The songs you love the most, the soundtrack of your life--almost none of them were #1 on the Billboard charts. And the same goes for the books that changed the way you see the world or the lessons that have transformed your life.

Popularity doesn't mean 'best'. It merely means popular.

Thinking clearly about quality

There are at least three ways we use the word 'quality' at work:

Quality as defined by Deming and Crosby: Meeting spec.

If you can reliably, and without drama, deliver precisely what you have promised, this is quality. This is what happens when a car, regardless of price, has doors that don't squeak. Or when a website doesn't go down. Or when your dry cleaning is ready on the day it's promised, and your clothes are clean.

When six sigma professionals talk about quality, this is what they mean. Meeting spec.

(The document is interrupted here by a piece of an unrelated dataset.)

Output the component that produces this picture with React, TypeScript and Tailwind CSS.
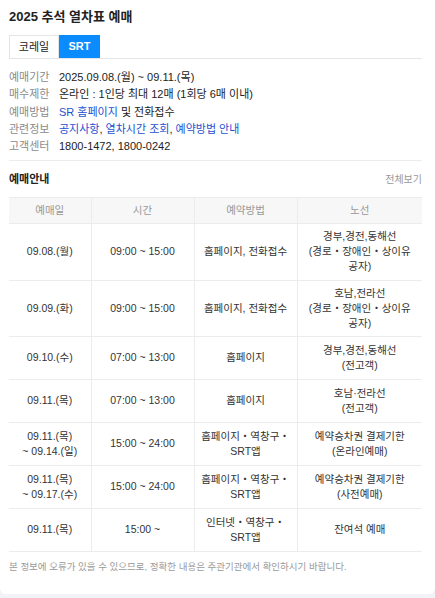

Quality as defined by Ralph Lauren or Tiffany: The quality of deluxeness.

This is when the clarity of the diamond or the nap of the leather or the speed of the jet is something that most others can't match. This is not just, "you get what you pay for," but also, "you paid a lot."

And finally, there's the quality of right effort, of "I did my best," of the sweat and vulnerability that happens when a human has given it her all.

That TV show or that software that you love: what do you love about it? What about the calculus you put into shopping for a car or a school for your kids? 

A $100 million-dollar movie might have more spectacular special effects or be more carefully edited, but it might not have the quality that you find in an indie film.

When you're doing your work, when you're creating an offering, there's no more important question to answer than, "what sort of quality are we seeking here?"

There is no right answer

But there are plenty of wrong ones.

In arithmetic, there's a right answer. And everything else is wrong.

But in the work we do, there are, in fact, plenty of creative, useful, generous answers, answers good enough to embrace and celebrate. In the creative world, there can't be a 'right' answer, because that implies that the answer is correct and exclusive. 

But the wrong answers are clear as well. They are selfish, lack rigor, are short-term when long-term is needed. They're lazy, too expensive, defective or have significant side effects...

By all means, avoid the wrong answers. But don't hold out waiting for the correct one.